Я остался один в большой комнате, увешанной какими-то схемами, заставленной странными банками, чуть ли не с мозгами рецидивистов. Наконец появились Маша и Настя.
– Вы что, вместе? Кто вы ему? – спросил начальник.
Действительно: Маша в дубленке, Настя в кокетливой шубке, я же – в старом тулупе, мужичок из леса.
– Я его жена! – говорит Маша.
– А я знакомая! – с вызовом говорит Настя. – И мы без него не уйдем!
Он зачитал им протокол.
– Да он вообще не ругается матом! – закричали они.

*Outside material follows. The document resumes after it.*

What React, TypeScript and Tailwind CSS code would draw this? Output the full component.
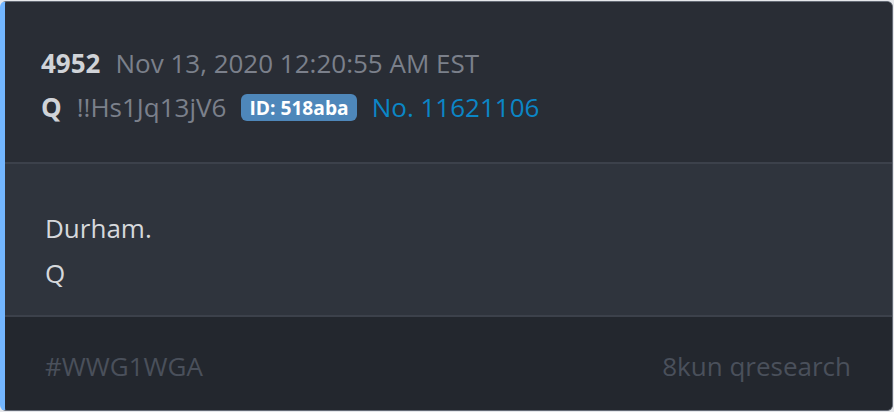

Их защита была горяча, но бесполезна.
– И ты спишь с этими грязными девками? – спросил меня начальник, едва выпроводив их на улицу.
– Как вы смеете, вы же первый раз их видите!
Он промолчал, сокрушенно кивая головой, будто опра¬вдались его худшие подозрения.
В конце их рабочего дня мне впаяли 45 суток. Но в два часа ночи в отделение пришла моя вильнюсская знакомая Валя, которую разыскала Маша, приятельница моих родителей, и меня не без скандала отпустили – под ее поручительство, что завтра я умотаю из города.
– В милиции у нас в основном белорусы, – сказала Валя. – Поэтому так грубы. Местные так себя не ведут.
Френды с рынка сообщили потом: это была чистка Вильнюса перед приездом Горбачева.
А Насте я подарил одну из так и не проданных картин.